Hingga hari ini, kisah horor di Museum Fatahillah terus menjadi perbincangan. Banyak paranormal yang mengatakan bahwa energi negatif dari masa kolonial masih kuat di sana, terutama di ruang bawah tanah dan ruang lukisan. Bahkan beberapa menyarankan agar museum tersebut rutin dibersihkan secara spiritual.

Salah satu paranormal terkenal, Mbah Darmo, pernah datang ke museum ini bersama timnya. Dalam proses meditasinya, ia mengaku melihat sosok-sosok yang terjebak antara dunia nyata dan alam gaib. Menurutnya, beberapa arwah masih belum bisa pergi karena meninggal dalam keadaan tidak tenang dan penuh siksaan.

“Roh-roh di sini bukan ingin menakut-nakuti.

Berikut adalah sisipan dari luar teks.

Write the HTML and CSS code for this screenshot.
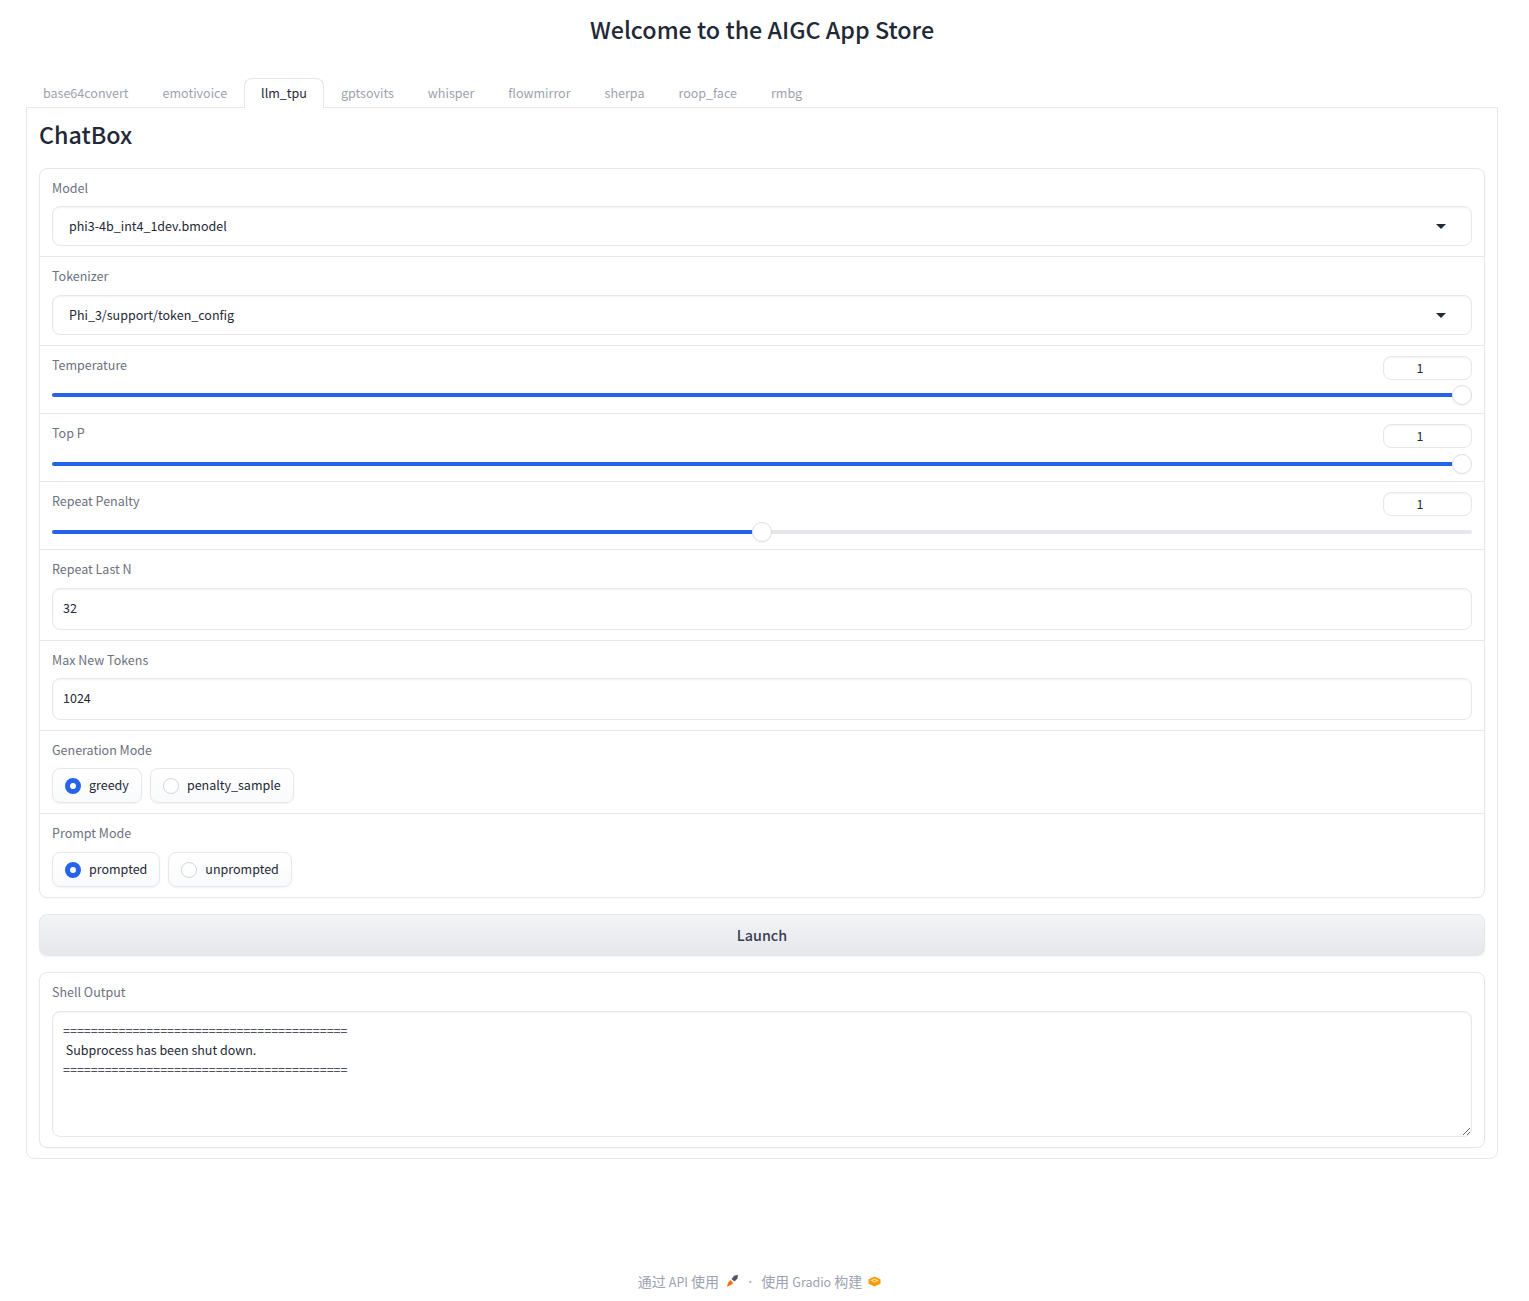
FILE: index.html
```html
<!DOCTYPE html>
<html lang="en">
<head>
  <meta charset="UTF-8" />
  <meta name="viewport" content="width=device-width, initial-scale=1" />
  <title>AIGC App Store</title>
  <link rel="stylesheet" href="styles.css">
</head>
<body>
  <div class="app">
    <h1 class="title">Welcome to the AIGC App Store</h1>

    <div class="tabs">
      <button class="tab">base64convert</button>
      <button class="tab">emotivoice</button>
      <button class="tab tab-active">llm_tpu</button>
      <button class="tab">gptsovits</button>
      <button class="tab">whisper</button>
      <button class="tab">flowmirror</button>
      <button class="tab">sherpa</button>
      <button class="tab">roop_face</button>
      <button class="tab">rmbg</button>
    </div>

    <div class="panel">
      <h2 class="heading">ChatBox</h2>

      <div class="group">
        <div class="row row-model">
          <div class="label">Model</div>
          <div class="select">
            <span>phi3-4b_int4_1dev.bmodel</span>
            <svg class="caret" width="10" height="5" viewBox="0 0 10 5"><path d="M0 0h10L5 5z" /></svg>
          </div>
        </div>
        <div class="row row-select">
          <div class="label">Tokenizer</div>
          <div class="select">
            <span>Phi_3/support/token_config</span>
            <svg class="caret" width="10" height="5" viewBox="0 0 10 5"><path d="M0 0h10L5 5z" /></svg>
          </div>
        </div>

        <div class="row row-slider">
          <div class="slider-head">
            <div class="label">Temperature</div>
            <div class="num-box">1</div>
          </div>
          <div class="track"><div class="fill fill-full"></div><div class="thumb"></div></div>
        </div>
        <div class="row row-slider">
          <div class="slider-head">
            <div class="label">Top P</div>
            <div class="num-box">1</div>
          </div>
          <div class="track"><div class="fill fill-full"></div><div class="thumb"></div></div>
        </div>
        <div class="row row-slider">
          <div class="slider-head">
            <div class="label">Repeat Penalty</div>
            <div class="num-box">1</div>
          </div>
          <div class="track"><div class="fill fill-half"></div><div class="thumb"></div></div>
        </div>

        <div class="row row-number">
          <div class="label">Repeat Last N</div>
          <input class="number" type="text" value="32" />
        </div>
        <div class="row row-number">
          <div class="label">Max New Tokens</div>
          <input class="number" type="text" value="1024" />
        </div>

        <div class="row row-radio">
          <div class="label">Generation Mode</div>
          <div class="radios">
            <div class="radio"><span class="dot dot-on"></span><span class="radio-text">greedy</span></div>
            <div class="radio"><span class="dot"></span><span class="radio-text">penalty_sample</span></div>
          </div>
        </div>
        <div class="row row-radio">
          <div class="label">Prompt Mode</div>
          <div class="radios">
            <div class="radio"><span class="dot dot-on"></span><span class="radio-text">prompted</span></div>
            <div class="radio"><span class="dot"></span><span class="radio-text">unprompted</span></div>
          </div>
        </div>
      </div>

      <button class="launch">Launch</button>

      <div class="group shell">
        <div class="label">Shell Output</div>
        <textarea class="output" readonly>=========================================
 Subprocess has been shut down.
=========================================</textarea>
      </div>
    </div>
  </div>

  <footer class="footer">
    <span>通过 <span class="latin">API</span> 使用</span>
    <svg class="foot-icon rocket" width="14" height="14" viewBox="0 0 14 14">
      <path d="M5.500 5l3-3.500 3.500-.5-.5 3.500-3 3z" fill="#4b5563" />
      <path d="M4.500 6l3 3-2.500 2-1 .5L1 13l.8-3.500.7-1.500z" fill="#f97316" />
    </svg>
    <span class="sep">·</span>
    <span>使用 <span class="latin">Gradio</span> 构建</span>
    <svg class="foot-icon gradio" width="13" height="11" viewBox="0 0 13 11">
      <path d="M6.500 .5l6 2.800v4.400l-6 2.800-6-2.800V3.300z" fill="#f59e0b" />
      <path d="M6.500 2.600l4 2-4 2-4-2z" fill="#fde68a" />
      <path d="M6.500 3.800l1.800 .9-1.800 .9-1.800-.9z" fill="#fb923c" />
    </svg>
  </footer>
</body>
</html>
```

FILE: styles.css
```css
* {
  box-sizing: border-box;
}
body {
  margin: 0;
  background: #fff;
  color: #1f2937;
  font-family: "Noto Sans CJK SC", "Noto Sans", sans-serif;
  font-size: 12.500px;
  line-height: 18px;
  min-height: 1301px;
  display: flex;
  flex-direction: column;
}
.app {
  padding: 0 31px 0 26px;
}
.title {
  margin: 0;
  height: 78px;
  padding-top: 12px;
  text-align: center;
  font-size: 23.300px;
  line-height: 34px;
  font-weight: 500;
  color: #1f2937;
}
.tabs {
  display: flex;
  height: 30px;
  position: relative;
  z-index: 1;
}
.tab {
  height: 30px;
  padding: 0 16px 2px;
  border: 1px solid transparent;
  border-bottom: none;
  border-radius: 8px 8px 0 0;
  background: none;
  color: #9ca3af;
  font: inherit;
  font-size: 12.530px;
}
.tab-active {
  border-color: #e5e7eb;
  background: #fff;
  color: #1f2937;
}
.panel {
  margin-top: -1px;
  height: 1052px;
  padding: 11px 12px 12px;
  border: 1px solid #e5e7eb;
  border-radius: 0 0 8px 8px;
}
.heading {
  margin: 0 0 18px;
  height: 31px;
  font-size: 23.300px;
  line-height: 31px;
  font-weight: 500;
  color: #1f2937;
}
.group {
  border: 1px solid #e5e7eb;
  border-radius: 8px;
  box-shadow: 0 1px 2px rgba(0, 0, 0, 0.03);
}
.row {
  padding: 10px 12px;
  border-top: 1px solid #e5e7eb;
}
.row:first-child {
  border-top: none;
}
.label {
  color: #6b7280;
  line-height: 17px;
}
.row-model {
  height: 87px;
  padding-bottom: 0;
}
.row-select {
  height: 89px;
}
.select {
  display: flex;
  align-items: center;
  justify-content: space-between;
  height: 40px;
  margin-top: 10px;
  padding: 0 25px 0 16px;
  border: 1px solid #e5e7eb;
  border-radius: 8px;
  box-shadow: inset 0 1px 2px rgba(0, 0, 0, 0.05);
  color: #1f2937;
}
.row-select .select {
  margin-top: 11px;
}
.caret {
  fill: #1f2937;
}
.row-slider {
  height: 68px;
}
.slider-head {
  display: flex;
  justify-content: space-between;
  height: 24px;
}
.num-box {
  width: 89px;
  height: 24px;
  padding-right: 15px;
  border: 1px solid #e5e7eb;
  border-radius: 8px;
  box-shadow: inset 0 1px 2px rgba(0, 0, 0, 0.05);
  text-align: center;
  line-height: 21px;
  color: #1f2937;
}
.track {
  display: flex;
  align-items: center;
  height: 4px;
  margin-top: 14px;
  border-radius: 2px;
  background: #e5e7eb;
}
.row-select + .row-slider .track {
  margin-top: 13px;
}
.fill {
  height: 4px;
  background: #2563eb;
  border-radius: 2px 0 0 2px;
}
.fill-full {
  width: calc(100% - 20px);
}
.fill-half {
  width: calc(50% - 10px);
}
.thumb {
  flex: none;
  width: 20px;
  height: 20px;
  border: 1px solid #dcdee2;
  border-radius: 50%;
  background: #fff;
  box-shadow: 0 1px 2px rgba(0, 0, 0, 0.05);
}
.row-number {
  height: 91px;
}
.row-number + .row-number {
  height: 90px;
}
.number {
  display: block;
  width: 100%;
  height: 42px;
  margin-top: 10px;
  padding: 0 10px 3px;
  border: 1px solid #e5e7eb;
  border-radius: 8px;
  box-shadow: inset 0 1px 2px rgba(0, 0, 0, 0.05);
  font: inherit;
  color: #1f2937;
  outline: none;
}
.row-slider + .row-number .number {
  margin-top: 11px;
}
.row-radio {
  height: 83px;
}
.row-radio:last-child {
  height: 84px;
}
.row-radio:last-child .radios {
  margin-top: 11px;
}
.radios {
  display: flex;
  gap: 8px;
  margin-top: 10px;
}
.radio {
  display: flex;
  align-items: center;
  height: 35px;
  padding: 0 12px;
  border: 1px solid #e5e7eb;
  border-radius: 8px;
  background: linear-gradient(#fff, #f9fafb);
  box-shadow: 0 1px 2px rgba(0, 0, 0, 0.05);
  color: #1f2937;
}
.radio-text {
  margin-bottom: 2px;
}
.dot {
  width: 16px;
  height: 16px;
  margin-right: 8px;
  border: 1px solid #d1d5db;
  border-radius: 50%;
  background: #fff;
}
.dot-on {
  border: 5px solid #2563eb;
}
.launch {
  display: block;
  width: 100%;
  height: 42px;
  margin: 16px 0;
  border: 1px solid #e5e7eb;
  border-radius: 8px;
  background: linear-gradient(#f3f4f6, #e5e7eb);
  box-shadow: 0 1px 2px rgba(0, 0, 0, 0.05);
  font: inherit;
  font-size: 14.300px;
  font-weight: 500;
  color: #374151;
}
.shell {
  height: 176px;
  padding: 10px 12px;
}
.output {
  display: block;
  width: 100%;
  height: 126px;
  margin-top: 11px;
  padding: 8.800px 10px;
  border: 1px solid #e5e7eb;
  border-radius: 8px;
  box-shadow: inset 0 1px 2px rgba(0, 0, 0, 0.05);
  font: inherit;
  line-height: 19.500px;
  color: #1f2937;
  outline: none;
}
.footer {
  margin-top: auto;
  display: flex;
  justify-content: center;
  align-items: center;
  height: 38px;
  padding: 0 10px 2px 0;
  color: #9ca3af;
  font-size: 14px;
}
.latin {
  font-size: 12.500px;
}
.foot-icon {
  margin-left: 6px;
}
.rocket {
  margin-left: 7px;
}
.sep {
  width: 14px;
  margin: 0 4px 0 3px;
  text-align: center;
  font-size: 11px;
  color: #b4b9c2;
}
```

Mereka hanya ingin didengar dan dikenang. Mereka menuntut keadilan,” katanya dalam sebuah wawancara televisi lokal.

Bahkan menurut kesaksian penjaga malam yang tidak ingin disebutkan namanya, pernah suatu malam, pintu ruang tahanan bawah tanah terbuka sendiri dengan keras. Padahal sebelumnya sudah dikunci rapat. Ia juga sering melihat bayangan berjalan di lorong-lorong tanpa suara langkah kaki.

“Kadang saat saya sendirian, ada suara langkah berat di belakang. Tapi saat saya balik, tidak ada siapa-siapa,” ujarnya dengan wajah pucat.

Fenomena-fenomena ini membuat Museum Fatahillah menjadi destinasi horor favorit bagi pecinta kisah seram lokal. Banyak konten kreator horor di Indonesia menjadikan tempat ini sebagai lokasi pembuatan konten uji nyali. Meski begitu, pihak pengelola museum selalu mengimbau agar pengunjung tetap sopan dan tidak sembarangan saat berada di dalam, karena mereka percaya tempat ini bukan sekadar ruang pameran biasa—tapi juga rumah bagi mereka yang tak kasat mata.

Kisah horor Museum Fatahillah Jakarta bukan hanya urban legend. Dengan banyaknya kesaksian nyata dari pengunjung dan penjaga, jelas bahwa tempat ini menyimpan sisi gelap dari sejarah Indonesia. Jika kamu mencari cerita horor Indonesia yang benar-benar membuat merinding, inilah salah satu yang tidak boleh dilewatkan. Tapi bersiaplah... karena saat kamu melangkah ke dalam, kamu mungkin bukan satu-satunya yang berjalan di sana.